**MATERIAL SUPPLIED:**
※ ※ ※
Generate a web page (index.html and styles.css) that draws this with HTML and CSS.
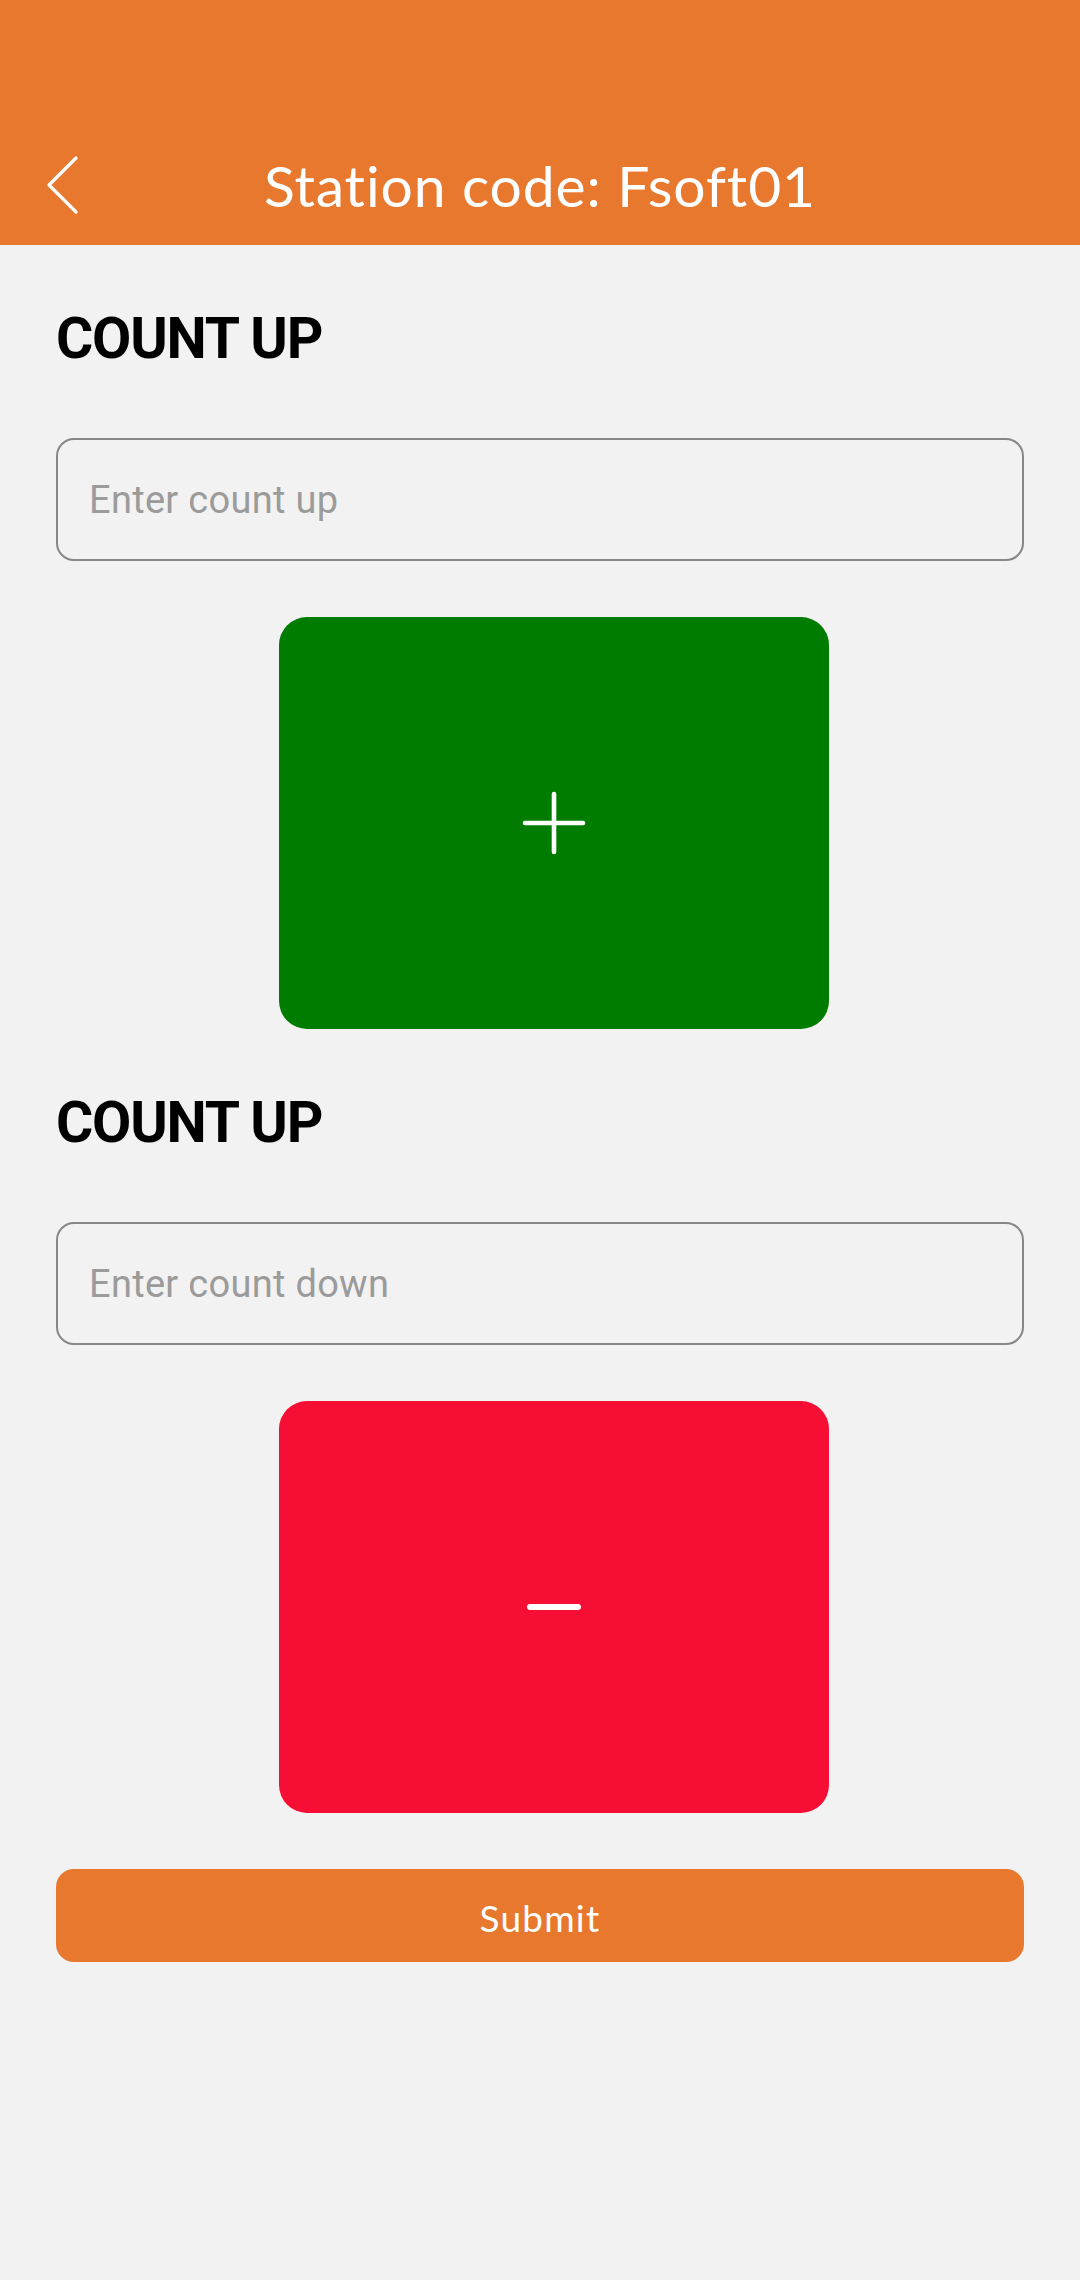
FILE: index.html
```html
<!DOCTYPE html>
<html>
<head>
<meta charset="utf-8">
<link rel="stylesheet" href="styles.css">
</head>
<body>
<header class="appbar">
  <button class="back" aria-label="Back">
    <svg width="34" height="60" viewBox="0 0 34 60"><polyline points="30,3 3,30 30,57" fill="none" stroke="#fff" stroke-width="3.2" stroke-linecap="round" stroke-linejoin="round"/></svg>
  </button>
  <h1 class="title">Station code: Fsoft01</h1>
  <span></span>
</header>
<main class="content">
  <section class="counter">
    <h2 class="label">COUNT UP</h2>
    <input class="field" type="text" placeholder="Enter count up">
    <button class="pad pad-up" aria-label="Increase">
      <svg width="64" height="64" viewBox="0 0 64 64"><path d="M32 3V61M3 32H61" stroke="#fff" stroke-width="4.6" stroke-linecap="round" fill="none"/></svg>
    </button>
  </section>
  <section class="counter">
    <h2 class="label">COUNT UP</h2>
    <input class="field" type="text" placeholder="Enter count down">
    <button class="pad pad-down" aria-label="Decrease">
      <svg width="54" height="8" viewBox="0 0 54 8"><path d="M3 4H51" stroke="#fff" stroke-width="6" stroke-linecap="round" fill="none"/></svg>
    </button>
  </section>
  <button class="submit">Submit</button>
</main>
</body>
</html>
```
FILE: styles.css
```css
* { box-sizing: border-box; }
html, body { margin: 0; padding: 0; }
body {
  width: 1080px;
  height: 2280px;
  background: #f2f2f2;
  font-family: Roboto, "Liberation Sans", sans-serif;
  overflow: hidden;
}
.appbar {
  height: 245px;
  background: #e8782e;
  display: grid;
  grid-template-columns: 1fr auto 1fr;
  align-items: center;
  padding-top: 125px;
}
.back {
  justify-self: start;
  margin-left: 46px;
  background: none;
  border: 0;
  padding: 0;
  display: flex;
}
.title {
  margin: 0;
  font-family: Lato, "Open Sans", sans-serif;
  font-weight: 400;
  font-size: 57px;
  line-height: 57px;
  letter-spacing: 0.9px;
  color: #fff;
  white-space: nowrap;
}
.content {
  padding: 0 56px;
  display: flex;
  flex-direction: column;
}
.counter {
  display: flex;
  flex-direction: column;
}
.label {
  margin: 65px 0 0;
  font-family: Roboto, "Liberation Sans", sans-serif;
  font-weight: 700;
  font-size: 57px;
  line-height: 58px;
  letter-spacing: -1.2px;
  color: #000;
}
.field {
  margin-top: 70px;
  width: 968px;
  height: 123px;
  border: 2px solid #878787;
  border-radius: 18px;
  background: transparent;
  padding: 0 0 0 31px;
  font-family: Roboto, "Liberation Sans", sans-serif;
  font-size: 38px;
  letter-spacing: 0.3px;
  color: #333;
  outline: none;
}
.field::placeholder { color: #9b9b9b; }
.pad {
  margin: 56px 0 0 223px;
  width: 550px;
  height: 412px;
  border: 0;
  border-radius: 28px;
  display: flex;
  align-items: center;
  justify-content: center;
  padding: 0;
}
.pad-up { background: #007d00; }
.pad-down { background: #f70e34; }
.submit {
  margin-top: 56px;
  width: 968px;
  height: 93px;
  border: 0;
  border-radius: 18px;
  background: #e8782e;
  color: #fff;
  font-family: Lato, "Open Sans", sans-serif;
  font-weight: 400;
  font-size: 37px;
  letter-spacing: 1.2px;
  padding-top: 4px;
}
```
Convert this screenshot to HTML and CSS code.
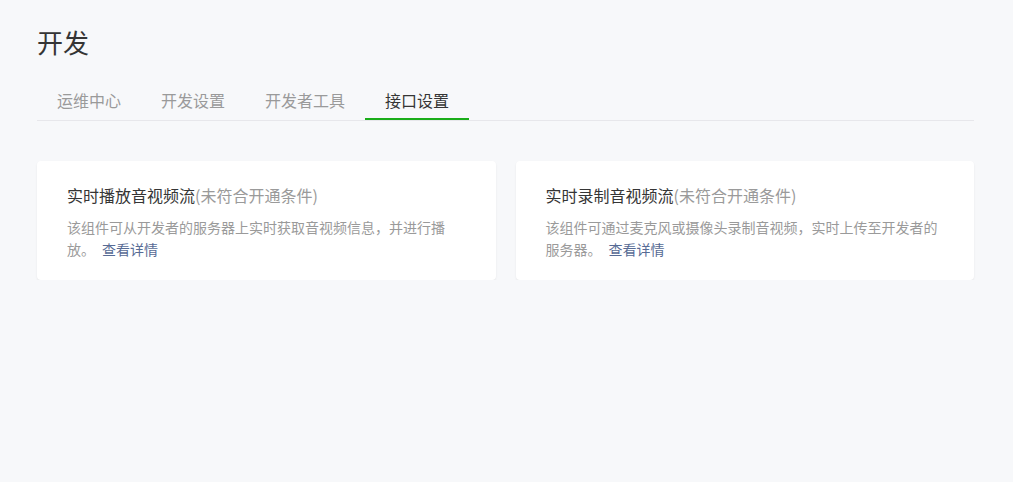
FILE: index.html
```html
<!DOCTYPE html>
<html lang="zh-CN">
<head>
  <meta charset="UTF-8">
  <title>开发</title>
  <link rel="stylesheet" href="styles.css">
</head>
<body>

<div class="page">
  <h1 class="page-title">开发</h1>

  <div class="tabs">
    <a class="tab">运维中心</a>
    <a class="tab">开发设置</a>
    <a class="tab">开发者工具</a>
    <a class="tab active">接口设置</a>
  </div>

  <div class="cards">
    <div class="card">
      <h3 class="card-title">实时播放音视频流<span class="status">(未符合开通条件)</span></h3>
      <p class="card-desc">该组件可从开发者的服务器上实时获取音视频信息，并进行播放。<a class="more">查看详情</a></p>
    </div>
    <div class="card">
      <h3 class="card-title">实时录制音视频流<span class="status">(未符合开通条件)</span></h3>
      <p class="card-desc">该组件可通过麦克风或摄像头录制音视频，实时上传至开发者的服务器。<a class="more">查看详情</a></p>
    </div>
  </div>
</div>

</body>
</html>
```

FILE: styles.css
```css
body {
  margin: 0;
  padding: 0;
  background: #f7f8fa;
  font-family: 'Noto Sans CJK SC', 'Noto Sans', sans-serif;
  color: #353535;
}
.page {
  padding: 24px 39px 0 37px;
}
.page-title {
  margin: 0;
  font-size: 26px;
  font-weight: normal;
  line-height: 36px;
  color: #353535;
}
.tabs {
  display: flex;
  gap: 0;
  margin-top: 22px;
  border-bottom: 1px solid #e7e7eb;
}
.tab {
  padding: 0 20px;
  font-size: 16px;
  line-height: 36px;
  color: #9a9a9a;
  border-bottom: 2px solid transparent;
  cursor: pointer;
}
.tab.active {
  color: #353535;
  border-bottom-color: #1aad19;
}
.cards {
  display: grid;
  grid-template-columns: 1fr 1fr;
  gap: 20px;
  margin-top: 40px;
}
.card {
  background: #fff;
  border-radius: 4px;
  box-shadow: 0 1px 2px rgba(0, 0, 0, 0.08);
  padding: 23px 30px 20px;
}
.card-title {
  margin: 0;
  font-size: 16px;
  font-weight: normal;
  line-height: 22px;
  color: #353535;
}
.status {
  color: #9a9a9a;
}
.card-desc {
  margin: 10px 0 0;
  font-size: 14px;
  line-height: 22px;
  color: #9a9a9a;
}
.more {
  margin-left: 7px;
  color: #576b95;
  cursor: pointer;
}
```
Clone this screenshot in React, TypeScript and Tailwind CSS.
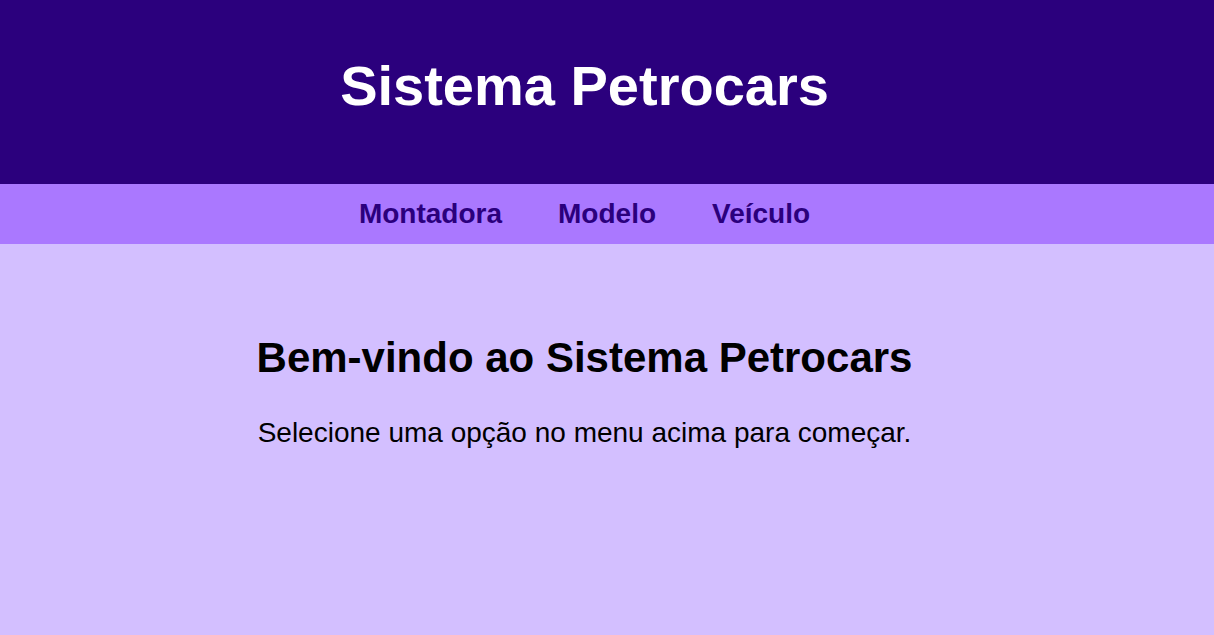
※ ※ ※
**EXERCISE DESCRIPTION:** Omit any images, then output the listing exactly.

**FINISHED ANSWER:**
Generate a web page (index.html and styles.css) that draws this with HTML and CSS.
FILE: index.html
```html
<!DOCTYPE html>
<html>
<head>
<meta charset="utf-8">
<link rel="stylesheet" href="styles.css">
</head>
<body>
<header class="appbar">
  <button class="back" aria-label="Back">
    <svg width="34" height="60" viewBox="0 0 34 60"><polyline points="30,3 3,30 30,57" fill="none" stroke="#fff" stroke-width="3.2" stroke-linecap="round" stroke-linejoin="round"/></svg>
  </button>
  <h1 class="title">Station code: Fsoft01</h1>
  <span></span>
</header>
<main class="content">
  <section class="counter">
    <h2 class="label">COUNT UP</h2>
    <input class="field" type="text" placeholder="Enter count up">
    <button class="pad pad-up" aria-label="Increase">
      <svg width="64" height="64" viewBox="0 0 64 64"><path d="M32 3V61M3 32H61" stroke="#fff" stroke-width="4.6" stroke-linecap="round" fill="none"/></svg>
    </button>
  </section>
  <section class="counter">
    <h2 class="label">COUNT UP</h2>
    <input class="field" type="text" placeholder="Enter count down">
    <button class="pad pad-down" aria-label="Decrease">
      <svg width="54" height="8" viewBox="0 0 54 8"><path d="M3 4H51" stroke="#fff" stroke-width="6" stroke-linecap="round" fill="none"/></svg>
    </button>
  </section>
  <button class="submit">Submit</button>
</main>
</body>
</html>
```
FILE: styles.css
```css
* { box-sizing: border-box; }
html, body { margin: 0; padding: 0; }
body {
  width: 1080px;
  height: 2280px;
  background: #f2f2f2;
  font-family: Roboto, "Liberation Sans", sans-serif;
  overflow: hidden;
}
.appbar {
  height: 245px;
  background: #e8782e;
  display: grid;
  grid-template-columns: 1fr auto 1fr;
  align-items: center;
  padding-top: 125px;
}
.back {
  justify-self: start;
  margin-left: 46px;
  background: none;
  border: 0;
  padding: 0;
  display: flex;
}
.title {
  margin: 0;
  font-family: Lato, "Open Sans", sans-serif;
  font-weight: 400;
  font-size: 57px;
  line-height: 57px;
  letter-spacing: 0.9px;
  color: #fff;
  white-space: nowrap;
}
.content {
  padding: 0 56px;
  display: flex;
  flex-direction: column;
}
.counter {
  display: flex;
  flex-direction: column;
}
.label {
  margin: 65px 0 0;
  font-family: Roboto, "Liberation Sans", sans-serif;
  font-weight: 700;
  font-size: 57px;
  line-height: 58px;
  letter-spacing: -1.2px;
  color: #000;
}
.field {
  margin-top: 70px;
  width: 968px;
  height: 123px;
  border: 2px solid #878787;
  border-radius: 18px;
  background: transparent;
  padding: 0 0 0 31px;
  font-family: Roboto, "Liberation Sans", sans-serif;
  font-size: 38px;
  letter-spacing: 0.3px;
  color: #333;
  outline: none;
}
.field::placeholder { color: #9b9b9b; }
.pad {
  margin: 56px 0 0 223px;
  width: 550px;
  height: 412px;
  border: 0;
  border-radius: 28px;
  display: flex;
  align-items: center;
  justify-content: center;
  padding: 0;
}
.pad-up { background: #007d00; }
.pad-down { background: #f70e34; }
.submit {
  margin-top: 56px;
  width: 968px;
  height: 93px;
  border: 0;
  border-radius: 18px;
  background: #e8782e;
  color: #fff;
  font-family: Lato, "Open Sans", sans-serif;
  font-weight: 400;
  font-size: 37px;
  letter-spacing: 1.2px;
  padding-top: 4px;
}
```
Convert this screenshot to HTML and CSS code.
FILE: index.html
```html
<!DOCTYPE html>
<html lang="zh-CN">
<head>
  <meta charset="UTF-8">
  <title>开发</title>
  <link rel="stylesheet" href="styles.css">
</head>
<body>

<div class="page">
  <h1 class="page-title">开发</h1>

  <div class="tabs">
    <a class="tab">运维中心</a>
    <a class="tab">开发设置</a>
    <a class="tab">开发者工具</a>
    <a class="tab active">接口设置</a>
  </div>

  <div class="cards">
    <div class="card">
      <h3 class="card-title">实时播放音视频流<span class="status">(未符合开通条件)</span></h3>
      <p class="card-desc">该组件可从开发者的服务器上实时获取音视频信息，并进行播放。<a class="more">查看详情</a></p>
    </div>
    <div class="card">
      <h3 class="card-title">实时录制音视频流<span class="status">(未符合开通条件)</span></h3>
      <p class="card-desc">该组件可通过麦克风或摄像头录制音视频，实时上传至开发者的服务器。<a class="more">查看详情</a></p>
    </div>
  </div>
</div>

</body>
</html>
```

FILE: styles.css
```css
body {
  margin: 0;
  padding: 0;
  background: #f7f8fa;
  font-family: 'Noto Sans CJK SC', 'Noto Sans', sans-serif;
  color: #353535;
}
.page {
  padding: 24px 39px 0 37px;
}
.page-title {
  margin: 0;
  font-size: 26px;
  font-weight: normal;
  line-height: 36px;
  color: #353535;
}
.tabs {
  display: flex;
  gap: 0;
  margin-top: 22px;
  border-bottom: 1px solid #e7e7eb;
}
.tab {
  padding: 0 20px;
  font-size: 16px;
  line-height: 36px;
  color: #9a9a9a;
  border-bottom: 2px solid transparent;
  cursor: pointer;
}
.tab.active {
  color: #353535;
  border-bottom-color: #1aad19;
}
.cards {
  display: grid;
  grid-template-columns: 1fr 1fr;
  gap: 20px;
  margin-top: 40px;
}
.card {
  background: #fff;
  border-radius: 4px;
  box-shadow: 0 1px 2px rgba(0, 0, 0, 0.08);
  padding: 23px 30px 20px;
}
.card-title {
  margin: 0;
  font-size: 16px;
  font-weight: normal;
  line-height: 22px;
  color: #353535;
}
.status {
  color: #9a9a9a;
}
.card-desc {
  margin: 10px 0 0;
  font-size: 14px;
  line-height: 22px;
  color: #9a9a9a;
}
.more {
  margin-left: 7px;
  color: #576b95;
  cursor: pointer;
}
```
Clone this screenshot in React, TypeScript and Tailwind CSS.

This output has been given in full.